The high anticipation surrounding the event is quantifiable. Tickets went on sale Wednesday, September 27th at 7:45 PM for $10 each and sold out within ten minutes. On TEDxYU’s Facebook page, over 350 people have responded that they are either interested or attending.

TEDx events are coordinated by thousands of institutions and communities worldwide, and operate independent of the TED Conferences famously run by the nonprofit Sapling Foundation. Running an event under the TEDx label, however, does involve obtaining a free license from TED and signing onto several regulations. TEDx events are required to be nonprofit and cannot imburse speakers, but “may use an admission fee or commercial sponsorship to cover costs.”

Though a global phenomenon, a TEDx event at YU is unprecedented. Noam Safier, co-chair of TEDxYU with Esti Hirt, highlighted that the event “was fundraised for, planned and executed entirely by students.

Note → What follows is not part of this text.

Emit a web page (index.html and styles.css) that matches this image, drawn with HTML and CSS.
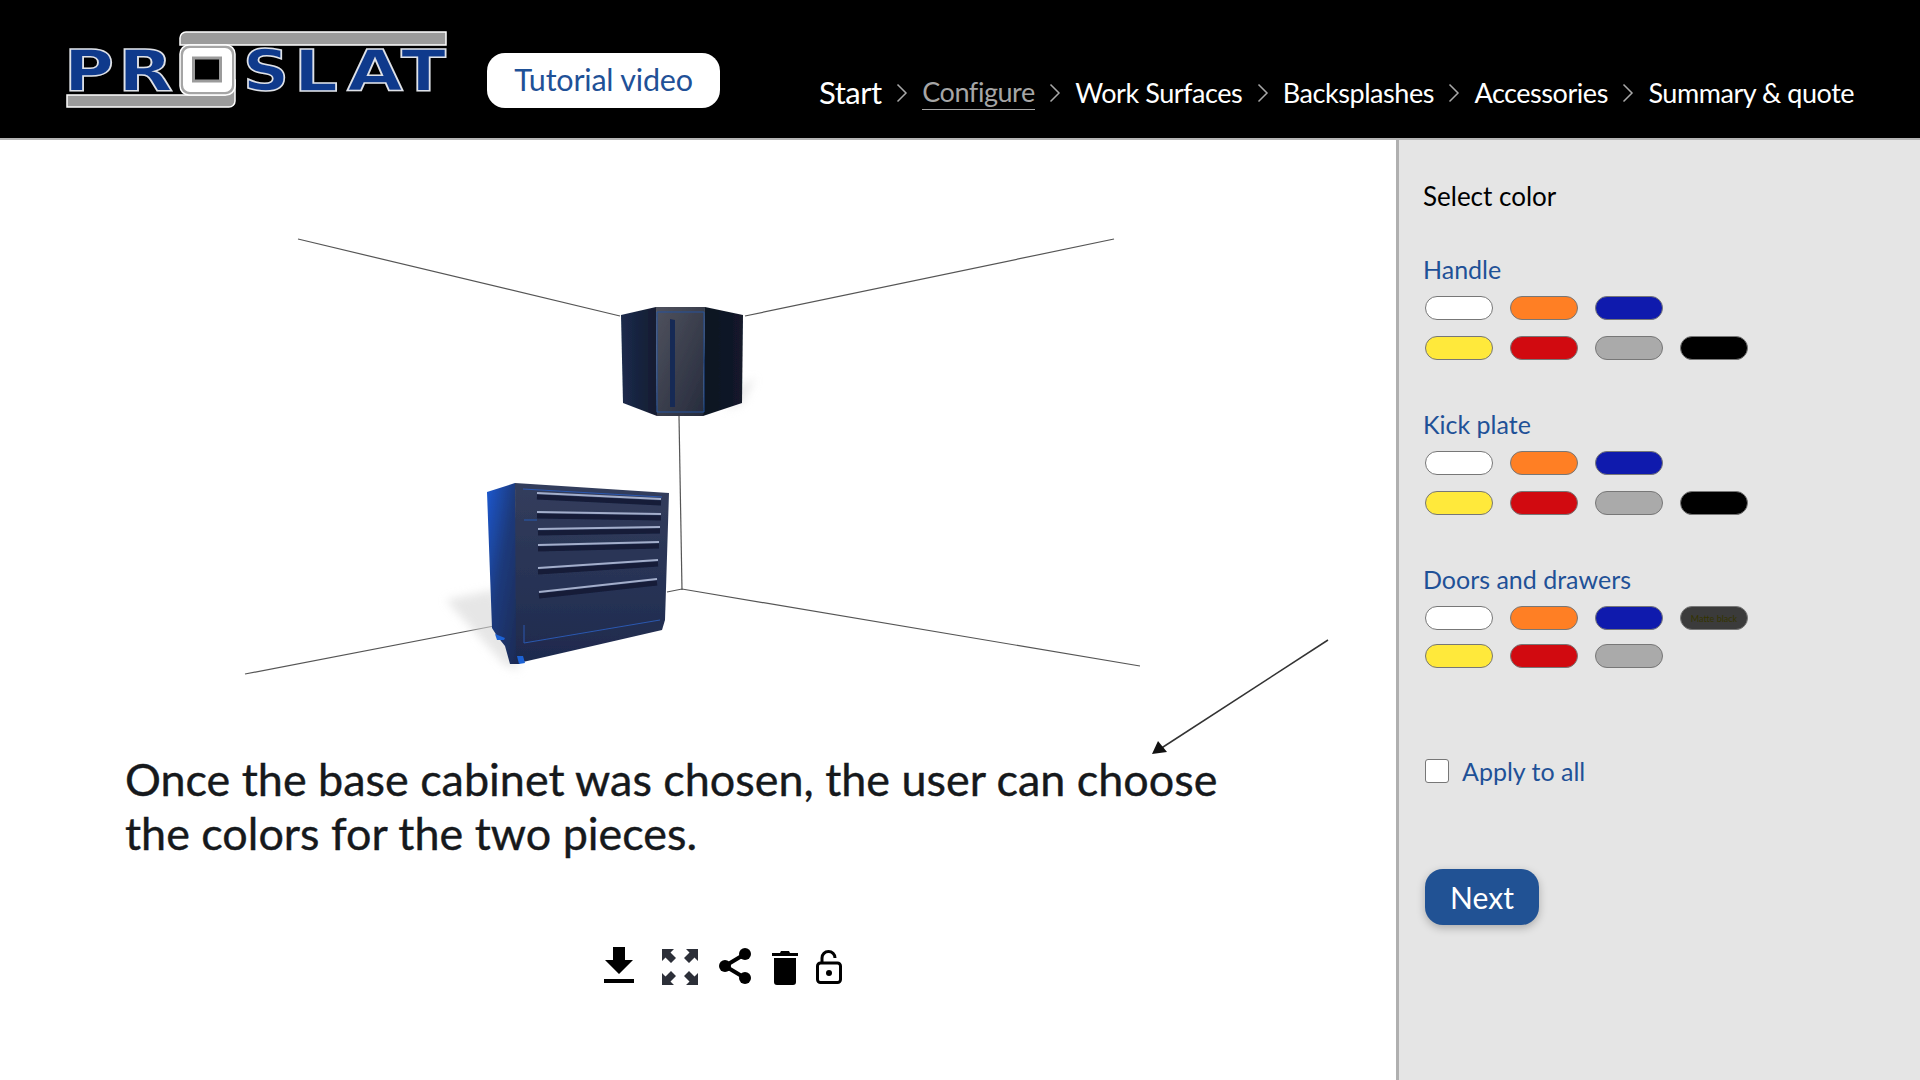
FILE: index.html
```html
<!DOCTYPE html>
<html lang="en">
<head>
<meta charset="utf-8">
<title>ProSlat configurator</title>
<link rel="stylesheet" href="styles.css">
</head>
<body>
<header class="topbar">
  <svg class="logo" viewBox="60 31 387 78" width="387" height="78" aria-label="ProSlat">
    <path class="logo-bar" d="M446 32H186a6 6 0 0 0-6 6V45H446Z"/>
    <path class="logo-bar" d="M67 95V107H229a6 6 0 0 0 6-6V80H225V95Z"/>
    <g class="logo-letters">
      <text x="64" y="91" textLength="50" lengthAdjust="spacingAndGlyphs">P</text>
      <text x="118" y="91" textLength="55" lengthAdjust="spacingAndGlyphs">R</text>
      <text x="243" y="91" textLength="46" lengthAdjust="spacingAndGlyphs">S</text>
      <text x="294" y="91" textLength="44" lengthAdjust="spacingAndGlyphs">L</text>
      <text x="347" y="91" textLength="56" lengthAdjust="spacingAndGlyphs">A</text>
      <text x="401" y="91" textLength="45" lengthAdjust="spacingAndGlyphs">T</text>
    </g>
    <rect class="logo-o-edge" x="180" y="45" width="55" height="50" rx="9"/>
    <rect class="logo-o" x="183" y="48" width="49" height="44" rx="7"/>
    <rect class="logo-o-in" x="193.500" y="58" width="27" height="23"/>
  </svg>
  <a class="tutorial">Tutorial video</a>
  <nav class="steps">
    <span class="step step-first">Start</span><span class="sep"><svg viewBox="0 0 12 20" width="12" height="20"><path d="M1.500 1.500 10 10 1.500 18.500"/></svg></span>
    <span class="step step-current">Configure</span><span class="sep"><svg viewBox="0 0 12 20" width="12" height="20"><path d="M1.500 1.500 10 10 1.500 18.500"/></svg></span>
    <span class="step">Work Surfaces</span><span class="sep"><svg viewBox="0 0 12 20" width="12" height="20"><path d="M1.500 1.500 10 10 1.500 18.500"/></svg></span>
    <span class="step">Backsplashes</span><span class="sep"><svg viewBox="0 0 12 20" width="12" height="20"><path d="M1.500 1.500 10 10 1.500 18.500"/></svg></span>
    <span class="step">Accessories</span><span class="sep"><svg viewBox="0 0 12 20" width="12" height="20"><path d="M1.500 1.500 10 10 1.500 18.500"/></svg></span>
    <span class="step">Summary &amp; quote</span>
  </nav>
</header>
<div class="body-row">
  <main class="stage">
    <svg class="scene" viewBox="0 140 1394 612" width="1394" height="612">
      <defs>
        <linearGradient id="uFront" x1="0" y1="0" x2="1" y2="1"><stop offset="0" stop-color="#4f525e"/><stop offset="1" stop-color="#262b3c"/></linearGradient>
        <linearGradient id="uLeft" x1="0" y1="0" x2="1" y2="0"><stop offset="0" stop-color="#1b2a4c"/><stop offset="1" stop-color="#151c30"/></linearGradient>
        <linearGradient id="uRight" x1="0" y1="0" x2="1" y2="0"><stop offset="0" stop-color="#0c1320"/><stop offset="1" stop-color="#131a2b"/></linearGradient>
        <linearGradient id="lSide" x1="0" y1="0" x2="1" y2="1"><stop offset="0" stop-color="#1a58d0"/><stop offset=".45" stop-color="#1c3a7c"/><stop offset="1" stop-color="#1c2950"/></linearGradient>
        <linearGradient id="lFront" x1="0" y1="0" x2="0" y2="1"><stop offset="0" stop-color="#333d5c"/><stop offset="1" stop-color="#1e2a4e"/></linearGradient>
        <filter id="soft" x="-5%" y="-5%" width="110%" height="110%"><feGaussianBlur stdDeviation=".7"/></filter>
        <filter id="shadow" x="-30%" y="-30%" width="160%" height="160%"><feGaussianBlur stdDeviation="5"/></filter>
      </defs>
      <g class="wire">
        <path d="M298 239 620 316"/>
        <path d="M745 316 1114 239"/>
        <path d="M679 416 682 590"/>
        <path d="M667 592 682 589 1140 666"/>
        <path d="M245 674 494 626"/>
      </g>
      <path class="shadow" d="M446 600 494 590 520 670 505 665Z" filter="url(#shadow)"/>
      <path class="shadow" d="M742 385 755 378 742 403 725 410Z" filter="url(#shadow)"/>
      <g filter="url(#soft)">
        <path d="M621 315 656 307 657 416 623 403Z" fill="url(#uLeft)"/>
        <path d="M656 307H705L703 416H657Z" fill="url(#uFront)"/>
        <path d="M705 307 743 315 742 403 703 416Z" fill="url(#uRight)"/>
        <path d="M657 312H704V412H657Z" fill="none" stroke="#24529c" stroke-width="1"/>
        <path d="M670 319 675 320V407H670Z" fill="#182a55"/>
        <path d="M487 492 515 483 520 664 510 664 505 646 497 636 492 628Z" fill="url(#lSide)"/>
        <path d="M515 483 669 493 665 620 662 630 523 662 516 660Z" fill="url(#lFront)"/>
        <path d="M495 634 505 638 504 640 497 640Z" fill="#1f62d4"/>
        <path d="M517 656 523 656 525 663 519 664Z" fill="#1f62d4"/>
        <g class="frontline"><path d="M523 489 662 497"/><path d="M524 643 660 620"/><path d="M524 520 537 520"/><path d="M524 625V643"/></g>
        <g class="handle-shadow"><path d="M537 497 661 503"/><path d="M537 516 661 518"/><path d="M538 533 660 531"/><path d="M538 549 659 546"/><path d="M538 572 658 564"/><path d="M539 596 657 583"/></g>
        <g class="handle"><path d="M537 493 661 499"/><path d="M537 512 661 514"/><path d="M538 529 660 527"/><path d="M538 545 659 542"/><path d="M538 568 658 560"/><path d="M539 592 657 579"/></g>
      </g>
      <g class="arrow">
        <path d="M1328 640 1160 749"/>
        <path class="arrow-head" d="M1152 754 1158 741 1167 752Z"/>
      </g>
    </svg>
    <p class="caption">Once the base cabinet was chosen, the user can choose<br>the colors for the two pieces.</p>
    <div class="tools">
      <svg class="tool t-down" viewBox="0 0 30 36" width="30" height="36"><path d="M9 0H21V13H29L15 27 1 13H9Z"/><rect x="0" y="32" width="30" height="4"/></svg>
      <svg class="tool t-expand" viewBox="0 0 36 36" width="36" height="36"><path d="M0 0H12L8.500 3.500 14 9 9 14 3.500 8.500 0 12ZM36 0V12L32.500 8.500 27 14 22 9 27.500 3.500 24 0ZM0 36V24L3.500 27.500 9 22 14 27 8.500 32.500 12 36ZM36 36H24L27.500 32.500 22 27 27 22 32.500 27.500 36 24Z"/></svg>
      <svg class="tool t-share" viewBox="0 0 32 36" width="32" height="36"><circle cx="26" cy="6" r="6"/><circle cx="6" cy="18" r="6"/><circle cx="26" cy="30" r="6"/><path class="share-line" d="M26 6 6 18 26 30"/></svg>
      <svg class="tool t-trash" viewBox="0 0 26 34" width="26" height="34"><path d="M9 0H17L18 2H26V5H0V2H8ZM2 7H24V31a3 3 0 0 1-3 3H5a3 3 0 0 1-3-3Z"/></svg>
      <svg class="tool t-lock" viewBox="0 0 26 34" width="26" height="34"><path class="lock-line" d="M6 13V8a6.500 6.500 0 0 1 13 0"/><rect class="lock-line" x="1.500" y="13" width="23" height="19.500" rx="3"/><circle cx="13" cy="23" r="3"/></svg>
    </div>
  </main>
  <aside class="panel">
    <h2 class="panel-title">Select color</h2>
    <section class="group">
      <h3 class="group-label">Handle</h3>
      <div class="row"><span class="sw white"></span><span class="sw orange"></span><span class="sw blue"></span></div>
      <div class="row"><span class="sw yellow"></span><span class="sw red"></span><span class="sw gray"></span><span class="sw black"></span></div>
    </section>
    <section class="group">
      <h3 class="group-label">Kick plate</h3>
      <div class="row"><span class="sw white"></span><span class="sw orange"></span><span class="sw blue"></span></div>
      <div class="row"><span class="sw yellow"></span><span class="sw red"></span><span class="sw gray"></span><span class="sw black"></span></div>
    </section>
    <section class="group group-tight">
      <h3 class="group-label">Doors and drawers</h3>
      <div class="row"><span class="sw white"></span><span class="sw orange"></span><span class="sw blue"></span><span class="sw matte">Matte black</span></div>
      <div class="row"><span class="sw yellow"></span><span class="sw red"></span><span class="sw gray"></span></div>
    </section>
    <label class="apply"><span class="box"></span>Apply to all</label>
    <button class="next">Next</button>
  </aside>
</div>
</body>
</html>
```
FILE: styles.css
```css
* { box-sizing: border-box; }
html, body { margin: 0; height: 100%; }
body { font-family: Lato, "Open Sans", sans-serif; background: #fff; overflow: hidden; }

.topbar { height: 140px; background: #000; border-bottom: 2px solid #b4b4b4; display: flex; align-items: flex-start; padding-left: 60px; }
.logo { margin-top: 31px; flex: none; }
.logo-bar { fill: #9b9b9b; stroke: #fff; stroke-width: 1.500; }
.logo-letters text { font-family: "DejaVu Sans", sans-serif; font-weight: 700; font-size: 57.500px; fill: #0f3a8c; stroke: #dfe2e8; stroke-width: 1.500px; }
.logo-o-edge { fill: #a5a5a5; stroke: #fff; stroke-width: 1.500; }
.logo-o { fill: #fff; }
.logo-o-in { fill: #000; stroke: #9b9b9b; stroke-width: 3; }

.tutorial { margin: 53px 0 0 40px; width: 233px; height: 55px; padding-bottom: 4px; background: #fff; border-radius: 18px; color: #1f5197; font-size: 30.500px; display: flex; align-items: center; justify-content: center; letter-spacing: -.2px; }

.steps { margin: 75px 0 0 99px; display: flex; align-items: center; color: #fff; font-size: 27px; line-height: 34px; }
.step { white-space: nowrap; letter-spacing: -.45px; }
.step-first { font-size: 31px; margin-top: -2px; }
.step-current { color: #a6a6a6; border-bottom: 1px solid #a6a6a6; }
.sep { width: 40.500px; display: flex; justify-content: center; }
.sep svg { fill: none; stroke: #a8a8a8; stroke-width: 1.500; }

.body-row { display: flex; height: 940px; }
.stage { width: 1396px; flex: none; background: #fff; }
.scene { display: block; overflow: visible; }
.wire path { fill: none; stroke: #555; stroke-width: 1.200; }
.shadow { fill: #d6d6d6; opacity: .6; }
.frontline path { fill: none; stroke: #2b58b0; stroke-width: 1; }
.handle-shadow path { fill: none; stroke: #141c38; stroke-width: 5; }
.handle path { fill: none; stroke: #a3aecb; stroke-width: 2; }
.arrow path { fill: none; stroke: #333; stroke-width: 1.500; }
.arrow .arrow-head { fill: #111; stroke: none; }

.caption { margin: 0; padding-left: 125px; font-size: 44.900px; line-height: 54px; color: #16191c; -webkit-text-stroke: .4px #16191c; }

.tools { margin-top: 87px; padding-left: 604px; display: flex; align-items: flex-start; }
.tool { flex: none; fill: #000; display: block; }
.t-expand { margin: 2px 0 0 28px; fill: #2c2f38; }
.t-share { margin: 1px 0 0 21px; }
.share-line { fill: none; stroke: #000; stroke-width: 4; }
.t-trash { margin: 4px 0 0 21px; }
.t-lock { margin: 3px 0 0 18px; }
.lock-line { fill: none; stroke: #000; stroke-width: 3; }

.panel { flex: 1; background: #e5e5e5; border-left: 3px solid #b0b0b0; padding: 39px 0 0 24px; }
.panel-title { margin: 0; font-size: 26px; line-height: 34px; font-weight: 400; color: #000; }
.group { margin-top: 40px; }
.group + .group { margin-top: 48px; }
.group-label { margin: 0 0 11px; font-size: 25px; line-height: 32px; font-weight: 400; color: #1f5197; }
.row { display: flex; gap: 17px; margin: 0 0 16px 2px; }
.group-tight .row { margin-bottom: 14px; }
.sw { width: 68px; height: 24px; border-radius: 12px; border: 1px solid #777; display: flex; align-items: center; justify-content: center; font-size: 9px; white-space: nowrap; }
.white { background: #fff; }
.orange { background: #ff7f24; }
.blue { background: #0f1aad; }
.yellow { background: #ffe93b; }
.red { background: #d10a10; }
.gray { background: #aaa; }
.black { background: #000; }
.matte { background: #3b3b3b; color: #333300; }

.apply { margin: 91px 0 0 2px; display: flex; align-items: center; height: 24px; font-size: 25px; color: #1f5197; }
.box { width: 24px; height: 24px; background: #fff; border: 1px solid #777; border-radius: 3px; margin-right: 13px; }
.next { display: block; margin: 86px 0 0 2px; width: 114px; height: 56px; border: 0; border-radius: 18px; background: #215294; color: #fff; font: 400 30px Lato, sans-serif; box-shadow: 0 3px 8px rgba(0,0,0,.25); }
```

Of course, different offices were consulted for input and to help with some of the logistical details,” he said. “But overall the program has been entirely student-run,” marking it a commendable student innovation.

“Our aim in bringing TEDx to Yeshiva University is multifaceted,” Hirt emphasized. “On the one hand, we hope to excite the student body by highlighting extraordinary people who have interesting research and thoughts to share. On the other hand, we are aiming to serve as an outlet for the ideas of these YU students, faculty members, and alumni to go beyond the Jewish community, and make their messages accessible to anyone looking for a good TED talk to watch.”

The project is being sponsored by a $2500 grant from Neal’s Fund and by Provost Selma Botman. The social entrepreneurship fund is in memory of Neal Dublinksy (‘84 YC), and directs grants to select charity-based startups that are run by YU students and that “help the Jewish and general community.” It has supported numerous other successful projects, including Music Vs, Good St. and Counterpoint Israel.

The TEDxYU webpage identifies one of its main goals as being “to display the diverse academic and intellectual community of Yeshiva University on the international stage,” particularly “through the sharing of videos.” As per TED Conference regulations, admission was capped at 100 guests, which will render video sharing to be a crucial tool in engaging the larger student body.

In addition to enhancing student life, the project aims to extend beyond campus bounds in order “to fulfill our Jewish mission of being an ‘or l’goyim,’ or ‘light unto the nations.’” The mission of TED is similarly coined as “ideas worth spreading.” If the rest of the popular TEDx YouTube library is any indicator, YU’s TEDx videos can potentially generate thousands of views. Once editing is completed several weeks following the live taping, the talks will be posted on the official TED YouTube channel, joining a collection of more than 30,000 TEDx videos from over 130 countries.

The multidisciplinary lineup of speakers includes a mix of accomplished professionals, students, faculty and alumni: Monica Dugot, international director of restitution at Christie’s; Shy Krug, psychologist and magician; Mark Weingarten, rabbinic intern at Lincoln Square Synagogue; Arielle Zellis, Stern College psychology major; Jesse Itzkowitz, assistant professor of marketing at Syms; and Ariel Fishman, assistant vice president of academic program planning, development and approval at Fordham University.

There’s no need to think about what lies beyond vacation just yet, but no need to doubt its excitement factor either. TEDxYU is starting strong, and sounds like an idea worth spreading.